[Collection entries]
--------
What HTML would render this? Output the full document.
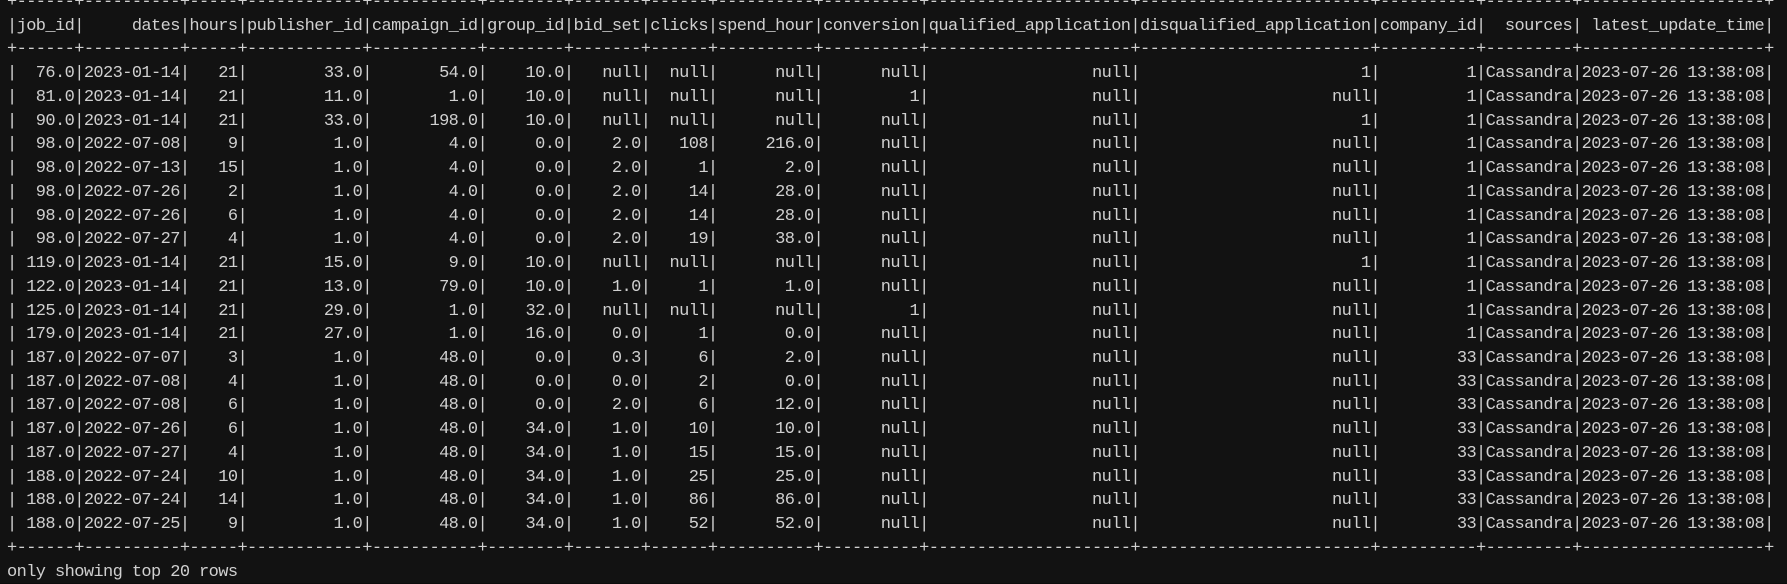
<!DOCTYPE html>
<html><head><meta charset="utf-8"><style>
html,body{margin:0;padding:0;background:#0c0c0c;}
body{width:1787px;height:583px;overflow:hidden;background:#121212;}
pre{position:absolute;left:7px;top:-9px;margin:0;font-family:"Liberation Mono",monospace;font-size:17px;letter-spacing:-0.6px;line-height:23.74px;color:#d0d0d0;white-space:pre;}
</style></head><body><pre>+------+----------+-----+------------+-----------+--------+-------+------+----------+----------+---------------------+------------------------+----------+---------+-------------------+
|job_id|     dates|hours|publisher_id|campaign_id|group_id|bid_set|clicks|spend_hour|conversion|qualified_application|disqualified_application|company_id|  sources| latest_update_time|
+------+----------+-----+------------+-----------+--------+-------+------+----------+----------+---------------------+------------------------+----------+---------+-------------------+
|  76.0|2023-01-14|   21|        33.0|       54.0|    10.0|   null|  null|      null|      null|                 null|                       1|         1|Cassandra|2023-07-26 13:38:08|
|  81.0|2023-01-14|   21|        11.0|        1.0|    10.0|   null|  null|      null|         1|                 null|                    null|         1|Cassandra|2023-07-26 13:38:08|
|  90.0|2023-01-14|   21|        33.0|      198.0|    10.0|   null|  null|      null|      null|                 null|                       1|         1|Cassandra|2023-07-26 13:38:08|
|  98.0|2022-07-08|    9|         1.0|        4.0|     0.0|    2.0|   108|     216.0|      null|                 null|                    null|         1|Cassandra|2023-07-26 13:38:08|
|  98.0|2022-07-13|   15|         1.0|        4.0|     0.0|    2.0|     1|       2.0|      null|                 null|                    null|         1|Cassandra|2023-07-26 13:38:08|
|  98.0|2022-07-26|    2|         1.0|        4.0|     0.0|    2.0|    14|      28.0|      null|                 null|                    null|         1|Cassandra|2023-07-26 13:38:08|
|  98.0|2022-07-26|    6|         1.0|        4.0|     0.0|    2.0|    14|      28.0|      null|                 null|                    null|         1|Cassandra|2023-07-26 13:38:08|
|  98.0|2022-07-27|    4|         1.0|        4.0|     0.0|    2.0|    19|      38.0|      null|                 null|                    null|         1|Cassandra|2023-07-26 13:38:08|
| 119.0|2023-01-14|   21|        15.0|        9.0|    10.0|   null|  null|      null|      null|                 null|                       1|         1|Cassandra|2023-07-26 13:38:08|
| 122.0|2023-01-14|   21|        13.0|       79.0|    10.0|    1.0|     1|       1.0|      null|                 null|                    null|         1|Cassandra|2023-07-26 13:38:08|
| 125.0|2023-01-14|   21|        29.0|        1.0|    32.0|   null|  null|      null|         1|                 null|                    null|         1|Cassandra|2023-07-26 13:38:08|
| 179.0|2023-01-14|   21|        27.0|        1.0|    16.0|    0.0|     1|       0.0|      null|                 null|                    null|         1|Cassandra|2023-07-26 13:38:08|
| 187.0|2022-07-07|    3|         1.0|       48.0|     0.0|    0.3|     6|       2.0|      null|                 null|                    null|        33|Cassandra|2023-07-26 13:38:08|
| 187.0|2022-07-08|    4|         1.0|       48.0|     0.0|    0.0|     2|       0.0|      null|                 null|                    null|        33|Cassandra|2023-07-26 13:38:08|
| 187.0|2022-07-08|    6|         1.0|       48.0|     0.0|    2.0|     6|      12.0|      null|                 null|                    null|        33|Cassandra|2023-07-26 13:38:08|
| 187.0|2022-07-26|    6|         1.0|       48.0|    34.0|    1.0|    10|      10.0|      null|                 null|                    null|        33|Cassandra|2023-07-26 13:38:08|
| 187.0|2022-07-27|    4|         1.0|       48.0|    34.0|    1.0|    15|      15.0|      null|                 null|                    null|        33|Cassandra|2023-07-26 13:38:08|
| 188.0|2022-07-24|   10|         1.0|       48.0|    34.0|    1.0|    25|      25.0|      null|                 null|                    null|        33|Cassandra|2023-07-26 13:38:08|
| 188.0|2022-07-24|   14|         1.0|       48.0|    34.0|    1.0|    86|      86.0|      null|                 null|                    null|        33|Cassandra|2023-07-26 13:38:08|
| 188.0|2022-07-25|    9|         1.0|       48.0|    34.0|    1.0|    52|      52.0|      null|                 null|                    null|        33|Cassandra|2023-07-26 13:38:08|
+------+----------+-----+------------+-----------+--------+-------+------+----------+----------+---------------------+------------------------+----------+---------+-------------------+
only showing top 20 rows</pre></body></html>
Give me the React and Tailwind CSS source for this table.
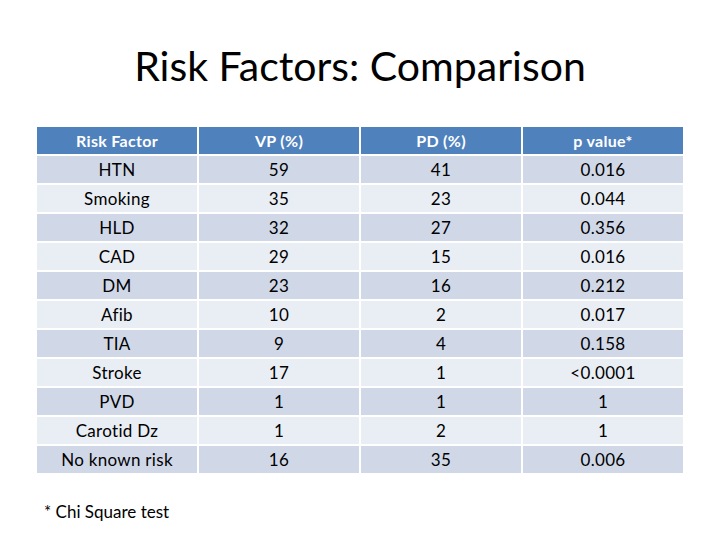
const rows = [
  ['HTN', '59', '41', '0.016'],
  ['Smoking', '35', '23', '0.044'],
  ['HLD', '32', '27', '0.356'],
  ['CAD', '29', '15', '0.016'],
  ['DM', '23', '16', '0.212'],
  ['Afib', '10', '2', '0.017'],
  ['TIA', '9', '4', '0.158'],
  ['Stroke', '17', '1', '<0.0001'],
  ['PVD', '1', '1', '1'],
  ['Carotid Dz', '1', '2', '1'],
  ['No known risk', '16', '35', '0.006'],
];

const headers = ['Risk Factor', 'VP (%)', 'PD (%)', 'p value*'];

export default function App() {
  return (
    <div className="w-[720px] h-[540px] bg-white overflow-hidden" style={{ fontFamily: 'Lato, "Open Sans", sans-serif' }}>
      <h1 className="pt-[40px] h-[127px] text-center text-[41px] leading-[52px] text-black">Risk Factors: Comparison</h1>
      <div className="ml-[37px] w-[646px] grid grid-cols-4 gap-[2px]">
        {headers.map((h) => (
          <div key={h} className="h-[27px] flex items-center justify-center bg-[#4f81bd] text-white font-bold text-[16px] tracking-[0.3px]">{h}</div>
        ))}
        {rows.map((row, i) =>
          row.map((cell, j) => (
            <div
              key={`${i}-${j}`}
              className={`h-[27px] flex items-center justify-center text-[17px] text-black tracking-[0.3px] ${i % 2 === 0 ? 'bg-[#d0d8e8]' : 'bg-[#e9edf4]'}`}
            >
              {cell}
            </div>
          ))
        )}
      </div>
      <p className="mt-[26px] ml-[44px] text-[17px] text-black">* Chi Square test</p>
    </div>
  );
}
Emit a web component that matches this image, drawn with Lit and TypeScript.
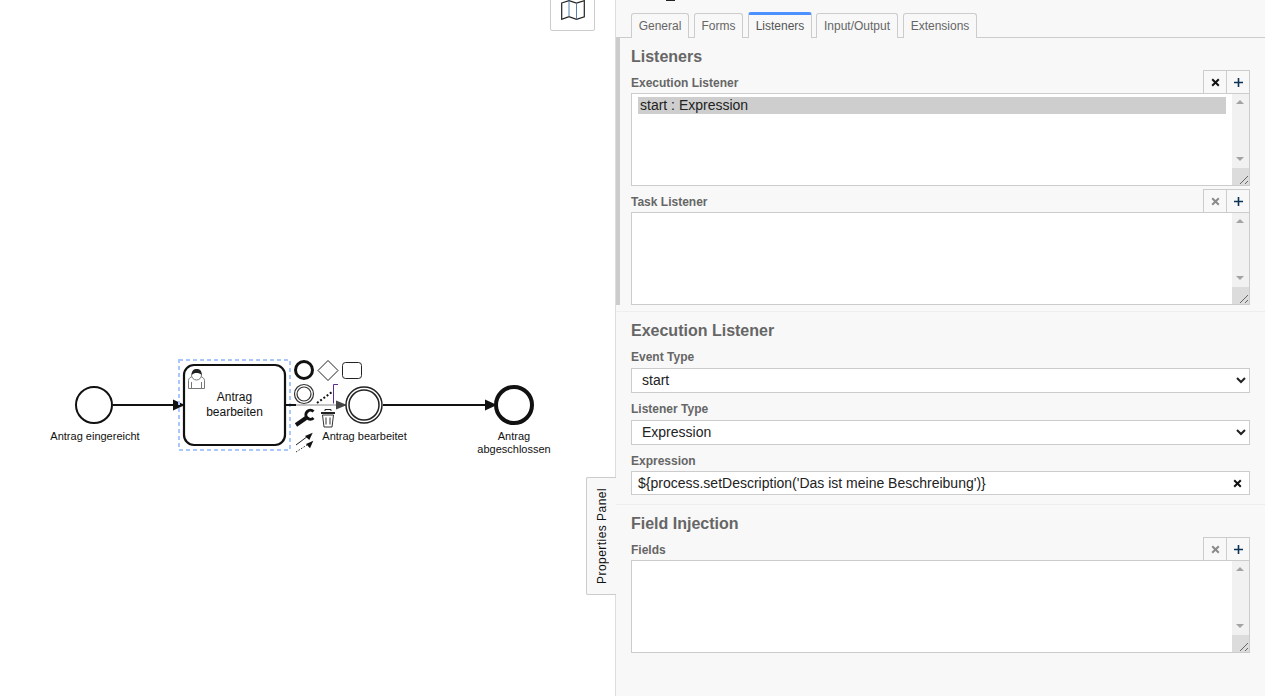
--------
TO DO
Copy the final stretch of lines, starting at the one that holds "Give me the" and ending at the last line of the data, exactly; omit pictures.

RESULT FOR THIS EXERCISE
Give me the React and Tailwind CSS source for this table.
const rows = [
  ['HTN', '59', '41', '0.016'],
  ['Smoking', '35', '23', '0.044'],
  ['HLD', '32', '27', '0.356'],
  ['CAD', '29', '15', '0.016'],
  ['DM', '23', '16', '0.212'],
  ['Afib', '10', '2', '0.017'],
  ['TIA', '9', '4', '0.158'],
  ['Stroke', '17', '1', '<0.0001'],
  ['PVD', '1', '1', '1'],
  ['Carotid Dz', '1', '2', '1'],
  ['No known risk', '16', '35', '0.006'],
];

const headers = ['Risk Factor', 'VP (%)', 'PD (%)', 'p value*'];

export default function App() {
  return (
    <div className="w-[720px] h-[540px] bg-white overflow-hidden" style={{ fontFamily: 'Lato, "Open Sans", sans-serif' }}>
      <h1 className="pt-[40px] h-[127px] text-center text-[41px] leading-[52px] text-black">Risk Factors: Comparison</h1>
      <div className="ml-[37px] w-[646px] grid grid-cols-4 gap-[2px]">
        {headers.map((h) => (
          <div key={h} className="h-[27px] flex items-center justify-center bg-[#4f81bd] text-white font-bold text-[16px] tracking-[0.3px]">{h}</div>
        ))}
        {rows.map((row, i) =>
          row.map((cell, j) => (
            <div
              key={`${i}-${j}`}
              className={`h-[27px] flex items-center justify-center text-[17px] text-black tracking-[0.3px] ${i % 2 === 0 ? 'bg-[#d0d8e8]' : 'bg-[#e9edf4]'}`}
            >
              {cell}
            </div>
          ))
        )}
      </div>
      <p className="mt-[26px] ml-[44px] text-[17px] text-black">* Chi Square test</p>
    </div>
  );
}
Emit a web component that matches this image, drawn with Lit and TypeScript.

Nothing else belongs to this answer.